Euro 2004 proved a massive hit on the Internet this year, but the real online champion was the BBC, according to figures released by web measurement body Nielsen/Netratings.
The BBC's Euro 2004 website peaked at over 1.2 million unique users for the third week of the contest when England was still in with a chance of winning.
And according to the BBC's own internal figures, the online live commentary feed for the England v Switzerland match, which kicked off at 5pm when many fans were still at work, also broke the corporation's record for the most popular streaming event.
In fact, more people listened to the live commentary of the match than have ever listened to a single online audio stream of any other radio broadcast.
Ben Gallop, BBC Sport's online editor, said: "Euro 2004 was a massive event for everyone at the BBC Sport website.”
"As well as covering all the action as it happened and providing distinctive journalism, we put a real emphasis on innovation for this tournament, particularly with our Virtual Replay application.
"So it's hugely gratifying to know that the extraordinary efforts that the team put in have resulted in such strong audience figures."
Uefa also hailed its official site as its most popular to date, with over 40 million visitors and half a billion page views worldwide since it launched on March 31st.
The site, which is available in nine languages, proved popular across the world with over half of its traffic coming from outside Europe, where matches were more difficult to watch on television.

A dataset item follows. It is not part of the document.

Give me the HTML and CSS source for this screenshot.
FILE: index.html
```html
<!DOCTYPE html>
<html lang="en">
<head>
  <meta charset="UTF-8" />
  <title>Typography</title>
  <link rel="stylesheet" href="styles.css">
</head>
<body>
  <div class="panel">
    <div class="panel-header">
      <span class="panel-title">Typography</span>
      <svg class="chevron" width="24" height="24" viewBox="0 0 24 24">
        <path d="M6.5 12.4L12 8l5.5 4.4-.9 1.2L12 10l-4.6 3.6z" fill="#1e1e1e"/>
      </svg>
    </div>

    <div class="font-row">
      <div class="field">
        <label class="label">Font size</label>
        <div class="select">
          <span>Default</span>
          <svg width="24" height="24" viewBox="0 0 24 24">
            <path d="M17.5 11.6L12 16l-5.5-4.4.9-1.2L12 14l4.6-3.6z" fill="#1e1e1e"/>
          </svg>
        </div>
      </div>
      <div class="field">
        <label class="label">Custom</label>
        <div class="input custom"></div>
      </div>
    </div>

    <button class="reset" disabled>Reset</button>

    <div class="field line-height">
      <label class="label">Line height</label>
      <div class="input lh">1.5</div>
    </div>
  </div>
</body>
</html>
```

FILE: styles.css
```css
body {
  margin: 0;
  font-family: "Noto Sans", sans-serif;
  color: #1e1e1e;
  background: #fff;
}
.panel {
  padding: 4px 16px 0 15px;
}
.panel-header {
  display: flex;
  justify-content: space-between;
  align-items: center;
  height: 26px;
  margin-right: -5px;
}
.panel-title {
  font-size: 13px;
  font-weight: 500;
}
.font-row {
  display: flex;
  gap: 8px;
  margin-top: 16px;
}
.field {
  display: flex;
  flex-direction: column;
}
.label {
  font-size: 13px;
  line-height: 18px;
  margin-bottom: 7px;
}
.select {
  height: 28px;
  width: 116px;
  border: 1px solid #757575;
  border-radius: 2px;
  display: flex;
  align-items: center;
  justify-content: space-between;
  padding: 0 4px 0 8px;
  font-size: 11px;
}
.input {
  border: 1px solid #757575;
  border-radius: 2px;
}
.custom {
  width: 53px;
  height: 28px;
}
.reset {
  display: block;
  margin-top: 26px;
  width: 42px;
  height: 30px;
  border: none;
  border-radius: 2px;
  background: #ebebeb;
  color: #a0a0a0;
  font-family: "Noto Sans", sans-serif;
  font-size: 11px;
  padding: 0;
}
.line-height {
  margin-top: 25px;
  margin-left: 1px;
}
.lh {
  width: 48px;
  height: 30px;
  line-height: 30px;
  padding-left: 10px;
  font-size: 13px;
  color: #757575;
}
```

The chief executive of Uefa new media, Alexander Fourtoy, said: "Euro 2004 is a European event but the Euro2004.com traffic figures show that the tournament is followed by a global audience. We are delighted that the site has been used by millions of fans around the world to keep up with the action in Portugal."
For the first time Uefa launched a paid-for video highlights service for broadband users.

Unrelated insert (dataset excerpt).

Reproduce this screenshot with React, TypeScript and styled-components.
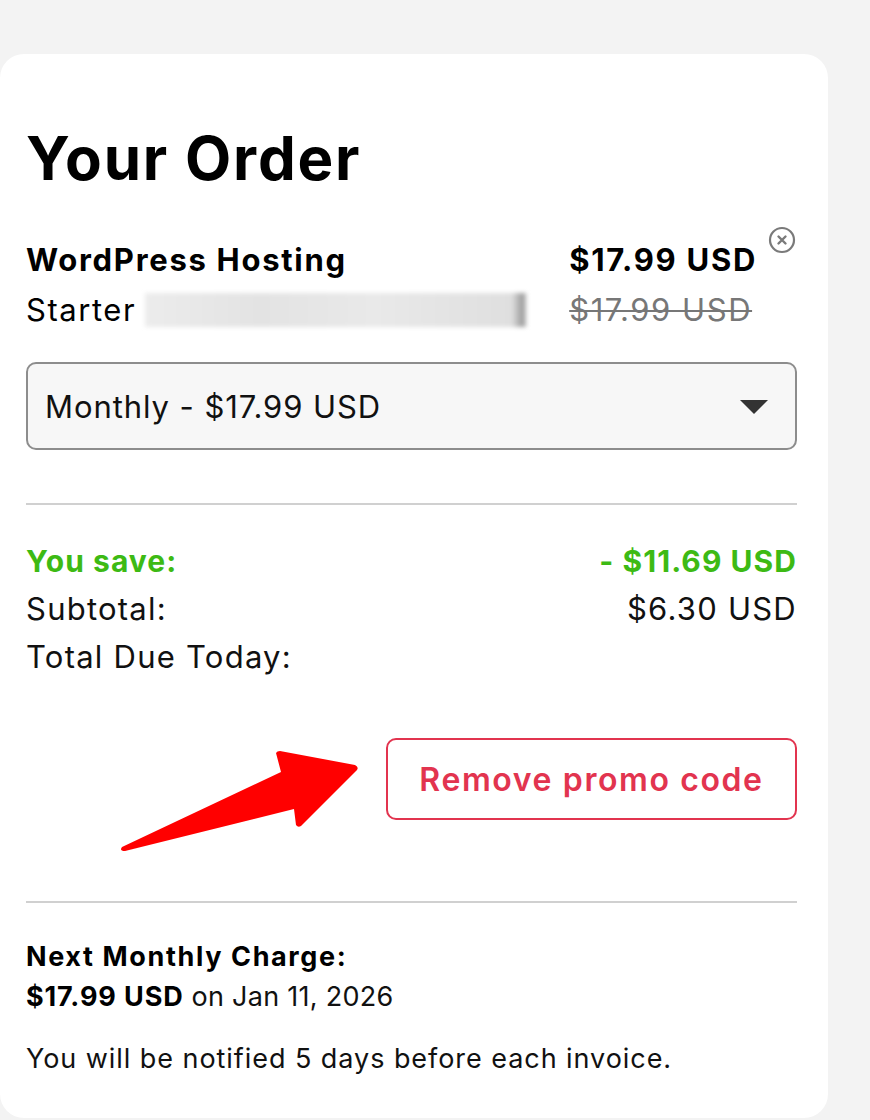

Available immediately after the final whistle, the governing body said the service received over 2 million visits during the course of the tournament.
During the entire tournament, the BBC’s site had an average of a million football fans checking its site every week.
Sky Sports scored with about 400,000 visitors, and Yahoo Sports took third place with about 300,000.
The Uefa site was the only one to attract almost as many female fans as men, whereas the Sky Sports site netted a mere eight per cent of women.
The BBC site was also the most successful in luring people of all ages. About 47% were aged 25 to 44, while 12% were under-24.
Uefa was the most successful at getting younger fans to their site, with 24% of them under-24.
Older fans, over-45s, veered more towards Sporting Life, AOL Sports and Sky Sports.